Izzet Staticaster is another nice bullet that isn’t available in Historic, but most of the rest of the cards are very similar, just shuffled around a bit.


Abundant Growth Utopia Sprawl

Modern is a whole different animal because you gain access to strong one-mana enchantments in Utopia Sprawl and Abundant Growth.  These cards mean that you want to include two-mana creatures, and as a result, we see the entire curve compact in a way you’d expect from an older format.

While Renegade Rallier is legal in Pioneer and Historic, without fetchlands, it’s too bad to draw it, but in Modern, it’s an excellent tool.

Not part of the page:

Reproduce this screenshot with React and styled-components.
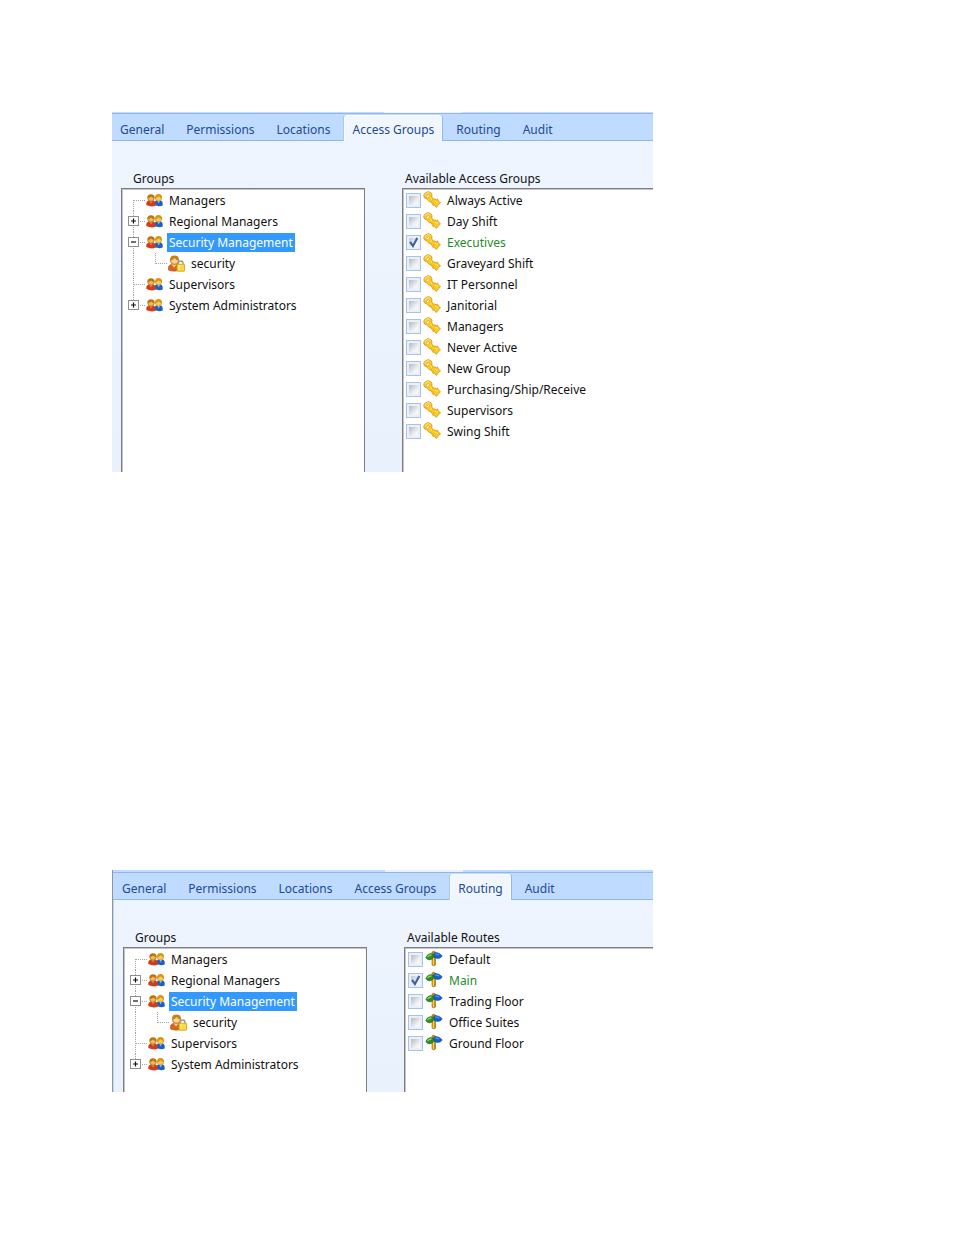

This deck is very much built on the principle of not playing bad cards.  Yes, in isolation, it has a somewhat random assortment of creatures, but most of them are generally reasonable creatures to draw.  Spreading Seas is slightly below rate, but not an embarrassing Modern card, so the main cost is that you have to play Omen of the Sea and Omen of the Forge to get the full payoff of Enigmatic Incarnation.

This deck is something like Birthing Pod, except instead of playing creatures that chain into some kind of infinite combo, this deck essentially just searches up hatebears.  Against decks that aren’t weak against some sort of rule-setting creature, you’re forced to play more of a value game, but that’s also a game you’re well-prepared to play.

The list presented here is similar to versions that have been successful so far, but there’s still a lot of room to explore in this archetype.  This deck could include Stoneforge Mystic, either a single copy or multiples, and an Equipment or two. It could include Ranger-Captain of Eos as a way to search for one-mana creatures if you wanted to include those in your toolbox, and any unique two- or three-mana creature is on the table.  Eternal Witness? Cosima, God of the Voyage? Flickerwisp? The pool of possibilities in Modern is very large.

I think Abundant Growth and Utopia Sprawl are such large upgrades for this deck that I suspect the Modern version is the strongest relative to its format, but I think all of these decks offer an interesting play pattern that fans of toolbox decks have likely been missing since the days of Birthing Pod.